Starting a bike company in 2026 might seem a little unhinged. The market is still weird. Shops and distributors are still sitting on inventory. Riders have options. And yet here comes Baumier, a new Montreal brand betting that some cyclists still want something built closer to home, with a smaller footprint and a clearer story.
That story starts in Montreal, where Baumier is making its carbon rims, carbon tubes and complete bikes in-house, or as close to in-house as it can manage.
“What makes us different is really the base and the ethos and the vision of Baumier,” said Benjamin Grenon, who handles business development and marketing for the company.
As their marketing material states: “At Baumier, we want to build a high-performance bike that will last for generations. And we want to build a business that is sustainable and transparent, and puts people first.”
Baumier officially launched last year with wheels. Its first complete bike, the Baumier B01, is set to launch April 10.
Made in Montreal, not just assembled there
That local angle is the hook.
Baumier’s wheels are made in Montreal. The frames use 3D-printed titanium lugs and carbon tubes. The tubes are laid up, molded and finished in Montreal. The lugs are still produced in Asia for now, simply because buying a titanium 3D printer is not exactly casual.

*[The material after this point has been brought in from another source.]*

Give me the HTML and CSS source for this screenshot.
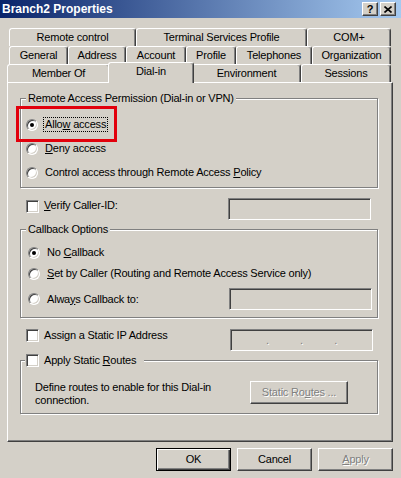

“Once we have 2 million dollars to invest in a titanium 3D printing machine, we will make them here,” Grenon said.
Until then, the rest of the work stays local. And unlike most bike companies, the company is pushing a repairable system. If a tube breaks, Baumier’s pitch is that the frame is not dead. The damaged tube can be removed and replaced.
“If you break a tube, you didn’t break your frame, you broke a tube, that’s it,” Grenon said. “We’ll open it up, we’ll replace two tubes and then we’ll glue two tubes in again and you’re on your way with the same bike so it doesn’t end up in the landfill.”
That is a pretty different pitch from most carbon road bikes. And part of the reason Baumier can say their bikes are guaranteed for life.
Resin Transfer Molding
One of the more interesting pieces of Baumier’s in-house production is how it builds its carbon components, starting with a reusable wax mandrel that forms the backbone of each rim or tube.
“We use this process that we call resin flow composite, but it’s an RTM, resin transfer molding process,” he explains.
Liquid wax is poured into a mold to create a precise internal core, then CNC-machined before layers of carbon are laid over top in a controlled schedule.
“All our molds are in wax. The tubes are machined in wax, and then we do the layup on top of those wax tubes.”
The part is molded, injected and cured under heat and pressure, and in the final stage, that wax core is melted out, collected and reused for the next build. The payoff, he says, is structural: “The beauty of the wax is that with the heat it expands and then pushes extremely hard against the carbon,” helping refine the material balance.
It’s a process that is both highly controlled and deliberately circular, reducing waste while allowing Baumier to fine-tune the shape and structure of each component coming out of its Montreal facility.
High end, but not chasing scale
Baumier is not trying to be Trek. It is not even pretending to want that.
Grenon said the company is aiming to stay small, with long-term goals of roughly 200 bikes and 200 extra wheelsets a year. That is not mass production. That is careful production.
The bike itself is an all-road platform, available in five complete builds ranging from mechanical GRX to electronic setups. Geometry comes in five sizes, from extra small to extra large, but the buying process includes a fit session so cockpit dimensions can be tailored to the rider.
The result, Baumier hopes, is something more personal than grabbing a stock 56 off the floor.
“It’s custom in a way that we include in the purchase a pre-purchase fitting,” Grenon said. “Actually you end up with a bike that is to some extent really your measurement.”
Pricing lands firmly in premium territory, with bikes expected to run from around $16,000 to $25,000.
Built on values as much as bikes
Baumier founder Benjamin du Hays came to the bike world after helping build mobile payment technology later acquired by Apple. Grenon said that after that experience, du Hays wanted to create something smaller and more human.
“He always says it,” Grenon said. “I’ll never be a CEO again.”
That does sound a little startup manifesto-ish, but Baumier seems serious about it. Grenon repeatedly came back to the company’s desire to be transparent, even about the parts that are not perfect.
“We want to be as transparent as possible,” he said. “We believe what we’re doing is great, but it’s also not perfect and we also have our challenges.”
Wheels first, bike next
The company’s first products were its wheelsets, launched late last season. Grenon admitted that timing made the rollout tough, but said the response has been promising, especially as word starts to spread beyond Quebec.
One customer in Florida bought a wheelset directly through the website. Others are riding Baumier wheels in Montreal, New York and Europe.
“We see that it’s starting to pick up now,” Grenon said.
The company is hoping the bike launch will accelerate that.
To introduce the B01, Baumier is planning a launch on April 10 in Montreal. Then they’re doing a “ride to launch.” They’ll ride two bikes from Montreal to Toronto and launch the bike May 30 and 31 at Étape 22.